>> Start Exercise input

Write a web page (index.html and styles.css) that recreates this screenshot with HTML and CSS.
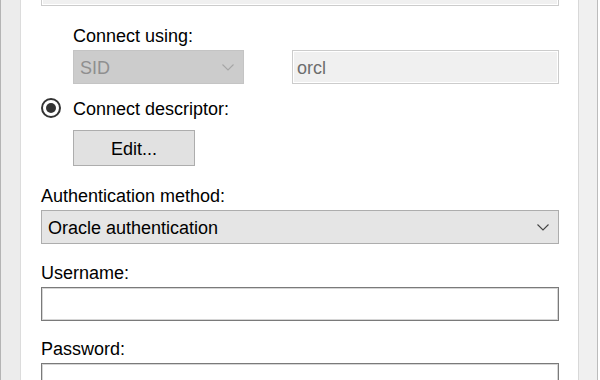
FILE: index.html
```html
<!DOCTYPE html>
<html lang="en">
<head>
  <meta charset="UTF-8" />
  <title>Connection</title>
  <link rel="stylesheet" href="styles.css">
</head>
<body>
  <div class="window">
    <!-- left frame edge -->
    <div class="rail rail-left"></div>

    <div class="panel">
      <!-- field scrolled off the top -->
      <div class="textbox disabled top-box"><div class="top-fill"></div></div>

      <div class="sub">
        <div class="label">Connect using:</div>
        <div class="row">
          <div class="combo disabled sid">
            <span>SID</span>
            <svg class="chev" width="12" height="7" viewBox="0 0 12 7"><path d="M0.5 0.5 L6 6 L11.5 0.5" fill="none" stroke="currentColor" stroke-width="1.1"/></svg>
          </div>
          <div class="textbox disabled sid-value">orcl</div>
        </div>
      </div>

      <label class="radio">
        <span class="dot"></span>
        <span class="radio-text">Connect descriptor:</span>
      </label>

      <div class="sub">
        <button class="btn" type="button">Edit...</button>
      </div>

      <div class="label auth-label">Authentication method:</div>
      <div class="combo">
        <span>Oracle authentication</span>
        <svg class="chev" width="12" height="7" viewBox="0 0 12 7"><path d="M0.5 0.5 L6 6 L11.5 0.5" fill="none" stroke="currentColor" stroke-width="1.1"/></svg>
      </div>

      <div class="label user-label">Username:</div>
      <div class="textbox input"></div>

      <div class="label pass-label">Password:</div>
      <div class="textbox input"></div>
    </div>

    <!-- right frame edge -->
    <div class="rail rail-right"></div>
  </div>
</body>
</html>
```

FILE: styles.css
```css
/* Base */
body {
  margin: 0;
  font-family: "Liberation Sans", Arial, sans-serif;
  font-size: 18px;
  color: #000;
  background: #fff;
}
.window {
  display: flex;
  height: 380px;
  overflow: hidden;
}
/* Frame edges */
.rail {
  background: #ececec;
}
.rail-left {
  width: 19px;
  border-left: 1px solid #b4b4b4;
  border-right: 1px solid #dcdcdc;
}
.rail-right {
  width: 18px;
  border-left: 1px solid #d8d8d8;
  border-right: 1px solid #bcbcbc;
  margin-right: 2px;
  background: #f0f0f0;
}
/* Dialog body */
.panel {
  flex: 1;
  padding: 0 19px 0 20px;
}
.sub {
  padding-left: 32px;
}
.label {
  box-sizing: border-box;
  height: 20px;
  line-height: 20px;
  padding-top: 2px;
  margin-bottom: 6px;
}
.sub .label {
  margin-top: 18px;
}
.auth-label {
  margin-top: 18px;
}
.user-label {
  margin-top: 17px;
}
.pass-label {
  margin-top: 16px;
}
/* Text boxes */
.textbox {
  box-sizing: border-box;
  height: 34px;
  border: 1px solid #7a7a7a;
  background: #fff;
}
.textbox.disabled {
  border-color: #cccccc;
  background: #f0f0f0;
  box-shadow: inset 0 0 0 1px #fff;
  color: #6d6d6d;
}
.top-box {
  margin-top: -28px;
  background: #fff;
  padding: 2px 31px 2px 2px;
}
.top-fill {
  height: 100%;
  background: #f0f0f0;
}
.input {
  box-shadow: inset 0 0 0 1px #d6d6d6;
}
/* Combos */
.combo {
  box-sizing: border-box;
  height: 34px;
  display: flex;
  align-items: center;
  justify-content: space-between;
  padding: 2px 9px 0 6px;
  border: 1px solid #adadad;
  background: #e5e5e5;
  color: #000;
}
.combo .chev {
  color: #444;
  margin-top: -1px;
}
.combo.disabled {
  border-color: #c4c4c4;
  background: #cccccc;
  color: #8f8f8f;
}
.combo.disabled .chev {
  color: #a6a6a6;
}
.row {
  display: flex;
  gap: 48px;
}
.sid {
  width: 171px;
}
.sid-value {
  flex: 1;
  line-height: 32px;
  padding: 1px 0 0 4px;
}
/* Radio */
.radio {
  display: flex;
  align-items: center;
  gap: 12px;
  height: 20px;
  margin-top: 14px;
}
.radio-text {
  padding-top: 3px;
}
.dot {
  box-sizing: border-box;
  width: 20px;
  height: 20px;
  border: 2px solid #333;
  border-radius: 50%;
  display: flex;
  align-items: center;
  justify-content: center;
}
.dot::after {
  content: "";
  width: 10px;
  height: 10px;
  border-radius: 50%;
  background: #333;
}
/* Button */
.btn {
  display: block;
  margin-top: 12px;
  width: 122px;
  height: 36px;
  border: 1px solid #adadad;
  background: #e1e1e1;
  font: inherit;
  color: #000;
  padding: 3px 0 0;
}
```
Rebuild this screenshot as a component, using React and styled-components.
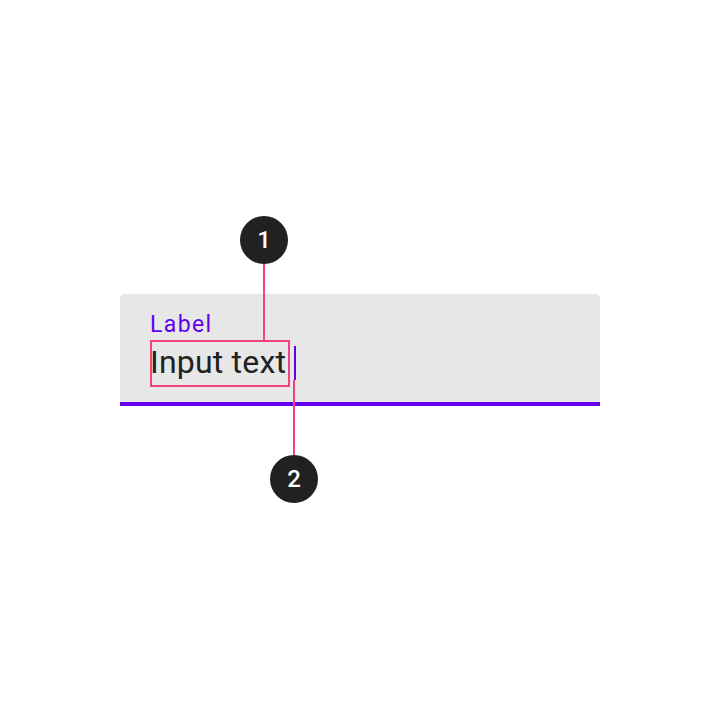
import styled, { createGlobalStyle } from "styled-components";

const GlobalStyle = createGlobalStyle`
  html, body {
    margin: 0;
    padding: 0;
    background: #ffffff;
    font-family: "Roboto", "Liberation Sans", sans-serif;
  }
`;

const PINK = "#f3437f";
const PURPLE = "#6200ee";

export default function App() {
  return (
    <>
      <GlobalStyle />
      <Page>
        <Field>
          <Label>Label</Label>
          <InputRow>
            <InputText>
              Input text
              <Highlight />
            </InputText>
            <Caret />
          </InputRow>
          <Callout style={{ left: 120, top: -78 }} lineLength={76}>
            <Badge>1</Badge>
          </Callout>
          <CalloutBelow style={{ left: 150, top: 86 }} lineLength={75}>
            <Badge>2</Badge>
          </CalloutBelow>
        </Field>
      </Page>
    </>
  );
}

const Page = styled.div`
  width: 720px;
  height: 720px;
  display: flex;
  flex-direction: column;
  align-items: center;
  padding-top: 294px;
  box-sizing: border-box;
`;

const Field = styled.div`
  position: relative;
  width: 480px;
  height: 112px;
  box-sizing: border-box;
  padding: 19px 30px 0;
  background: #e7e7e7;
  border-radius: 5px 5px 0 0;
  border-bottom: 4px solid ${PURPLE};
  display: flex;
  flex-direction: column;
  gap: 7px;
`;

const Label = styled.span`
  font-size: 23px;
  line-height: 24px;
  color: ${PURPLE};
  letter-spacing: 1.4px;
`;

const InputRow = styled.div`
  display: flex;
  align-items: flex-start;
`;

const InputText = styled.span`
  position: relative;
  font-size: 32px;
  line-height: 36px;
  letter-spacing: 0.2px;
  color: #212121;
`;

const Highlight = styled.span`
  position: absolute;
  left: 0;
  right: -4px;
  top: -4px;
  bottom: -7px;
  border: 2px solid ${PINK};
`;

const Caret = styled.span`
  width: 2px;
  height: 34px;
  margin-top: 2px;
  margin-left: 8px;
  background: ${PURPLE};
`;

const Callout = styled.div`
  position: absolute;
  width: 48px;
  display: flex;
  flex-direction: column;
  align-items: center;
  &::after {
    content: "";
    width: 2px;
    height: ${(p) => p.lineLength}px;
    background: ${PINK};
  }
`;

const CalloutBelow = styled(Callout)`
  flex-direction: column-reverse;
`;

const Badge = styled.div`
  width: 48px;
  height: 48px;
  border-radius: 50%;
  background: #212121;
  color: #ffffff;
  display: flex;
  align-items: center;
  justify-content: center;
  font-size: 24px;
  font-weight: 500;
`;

>> End Exercise input

Exercise brief | Omit each picture, then return all of the listing exactly as it stands.

Reply to the task |
Write a web page (index.html and styles.css) that recreates this screenshot with HTML and CSS.
FILE: index.html
```html
<!DOCTYPE html>
<html lang="en">
<head>
  <meta charset="UTF-8" />
  <title>Connection</title>
  <link rel="stylesheet" href="styles.css">
</head>
<body>
  <div class="window">
    <!-- left frame edge -->
    <div class="rail rail-left"></div>

    <div class="panel">
      <!-- field scrolled off the top -->
      <div class="textbox disabled top-box"><div class="top-fill"></div></div>

      <div class="sub">
        <div class="label">Connect using:</div>
        <div class="row">
          <div class="combo disabled sid">
            <span>SID</span>
            <svg class="chev" width="12" height="7" viewBox="0 0 12 7"><path d="M0.5 0.5 L6 6 L11.5 0.5" fill="none" stroke="currentColor" stroke-width="1.1"/></svg>
          </div>
          <div class="textbox disabled sid-value">orcl</div>
        </div>
      </div>

      <label class="radio">
        <span class="dot"></span>
        <span class="radio-text">Connect descriptor:</span>
      </label>

      <div class="sub">
        <button class="btn" type="button">Edit...</button>
      </div>

      <div class="label auth-label">Authentication method:</div>
      <div class="combo">
        <span>Oracle authentication</span>
        <svg class="chev" width="12" height="7" viewBox="0 0 12 7"><path d="M0.5 0.5 L6 6 L11.5 0.5" fill="none" stroke="currentColor" stroke-width="1.1"/></svg>
      </div>

      <div class="label user-label">Username:</div>
      <div class="textbox input"></div>

      <div class="label pass-label">Password:</div>
      <div class="textbox input"></div>
    </div>

    <!-- right frame edge -->
    <div class="rail rail-right"></div>
  </div>
</body>
</html>
```

FILE: styles.css
```css
/* Base */
body {
  margin: 0;
  font-family: "Liberation Sans", Arial, sans-serif;
  font-size: 18px;
  color: #000;
  background: #fff;
}
.window {
  display: flex;
  height: 380px;
  overflow: hidden;
}
/* Frame edges */
.rail {
  background: #ececec;
}
.rail-left {
  width: 19px;
  border-left: 1px solid #b4b4b4;
  border-right: 1px solid #dcdcdc;
}
.rail-right {
  width: 18px;
  border-left: 1px solid #d8d8d8;
  border-right: 1px solid #bcbcbc;
  margin-right: 2px;
  background: #f0f0f0;
}
/* Dialog body */
.panel {
  flex: 1;
  padding: 0 19px 0 20px;
}
.sub {
  padding-left: 32px;
}
.label {
  box-sizing: border-box;
  height: 20px;
  line-height: 20px;
  padding-top: 2px;
  margin-bottom: 6px;
}
.sub .label {
  margin-top: 18px;
}
.auth-label {
  margin-top: 18px;
}
.user-label {
  margin-top: 17px;
}
.pass-label {
  margin-top: 16px;
}
/* Text boxes */
.textbox {
  box-sizing: border-box;
  height: 34px;
  border: 1px solid #7a7a7a;
  background: #fff;
}
.textbox.disabled {
  border-color: #cccccc;
  background: #f0f0f0;
  box-shadow: inset 0 0 0 1px #fff;
  color: #6d6d6d;
}
.top-box {
  margin-top: -28px;
  background: #fff;
  padding: 2px 31px 2px 2px;
}
.top-fill {
  height: 100%;
  background: #f0f0f0;
}
.input {
  box-shadow: inset 0 0 0 1px #d6d6d6;
}
/* Combos */
.combo {
  box-sizing: border-box;
  height: 34px;
  display: flex;
  align-items: center;
  justify-content: space-between;
  padding: 2px 9px 0 6px;
  border: 1px solid #adadad;
  background: #e5e5e5;
  color: #000;
}
.combo .chev {
  color: #444;
  margin-top: -1px;
}
.combo.disabled {
  border-color: #c4c4c4;
  background: #cccccc;
  color: #8f8f8f;
}
.combo.disabled .chev {
  color: #a6a6a6;
}
.row {
  display: flex;
  gap: 48px;
}
.sid {
  width: 171px;
}
.sid-value {
  flex: 1;
  line-height: 32px;
  padding: 1px 0 0 4px;
}
/* Radio */
.radio {
  display: flex;
  align-items: center;
  gap: 12px;
  height: 20px;
  margin-top: 14px;
}
.radio-text {
  padding-top: 3px;
}
.dot {
  box-sizing: border-box;
  width: 20px;
  height: 20px;
  border: 2px solid #333;
  border-radius: 50%;
  display: flex;
  align-items: center;
  justify-content: center;
}
.dot::after {
  content: "";
  width: 10px;
  height: 10px;
  border-radius: 50%;
  background: #333;
}
/* Button */
.btn {
  display: block;
  margin-top: 12px;
  width: 122px;
  height: 36px;
  border: 1px solid #adadad;
  background: #e1e1e1;
  font: inherit;
  color: #000;
  padding: 3px 0 0;
}
```
Rebuild this screenshot as a component, using React and styled-components.
import styled, { createGlobalStyle } from "styled-components";

const GlobalStyle = createGlobalStyle`
  html, body {
    margin: 0;
    padding: 0;
    background: #ffffff;
    font-family: "Roboto", "Liberation Sans", sans-serif;
  }
`;

const PINK = "#f3437f";
const PURPLE = "#6200ee";

export default function App() {
  return (
    <>
      <GlobalStyle />
      <Page>
        <Field>
          <Label>Label</Label>
          <InputRow>
            <InputText>
              Input text
              <Highlight />
            </InputText>
            <Caret />
          </InputRow>
          <Callout style={{ left: 120, top: -78 }} lineLength={76}>
            <Badge>1</Badge>
          </Callout>
          <CalloutBelow style={{ left: 150, top: 86 }} lineLength={75}>
            <Badge>2</Badge>
          </CalloutBelow>
        </Field>
      </Page>
    </>
  );
}

const Page = styled.div`
  width: 720px;
  height: 720px;
  display: flex;
  flex-direction: column;
  align-items: center;
  padding-top: 294px;
  box-sizing: border-box;
`;

const Field = styled.div`
  position: relative;
  width: 480px;
  height: 112px;
  box-sizing: border-box;
  padding: 19px 30px 0;
  background: #e7e7e7;
  border-radius: 5px 5px 0 0;
  border-bottom: 4px solid ${PURPLE};
  display: flex;
  flex-direction: column;
  gap: 7px;
`;

const Label = styled.span`
  font-size: 23px;
  line-height: 24px;
  color: ${PURPLE};
  letter-spacing: 1.4px;
`;

const InputRow = styled.div`
  display: flex;
  align-items: flex-start;
`;

const InputText = styled.span`
  position: relative;
  font-size: 32px;
  line-height: 36px;
  letter-spacing: 0.2px;
  color: #212121;
`;

const Highlight = styled.span`
  position: absolute;
  left: 0;
  right: -4px;
  top: -4px;
  bottom: -7px;
  border: 2px solid ${PINK};
`;

const Caret = styled.span`
  width: 2px;
  height: 34px;
  margin-top: 2px;
  margin-left: 8px;
  background: ${PURPLE};
`;

const Callout = styled.div`
  position: absolute;
  width: 48px;
  display: flex;
  flex-direction: column;
  align-items: center;
  &::after {
    content: "";
    width: 2px;
    height: ${(p) => p.lineLength}px;
    background: ${PINK};
  }
`;

const CalloutBelow = styled(Callout)`
  flex-direction: column-reverse;
`;

const Badge = styled.div`
  width: 48px;
  height: 48px;
  border-radius: 50%;
  background: #212121;
  color: #ffffff;
  display: flex;
  align-items: center;
  justify-content: center;
  font-size: 24px;
  font-weight: 500;
`;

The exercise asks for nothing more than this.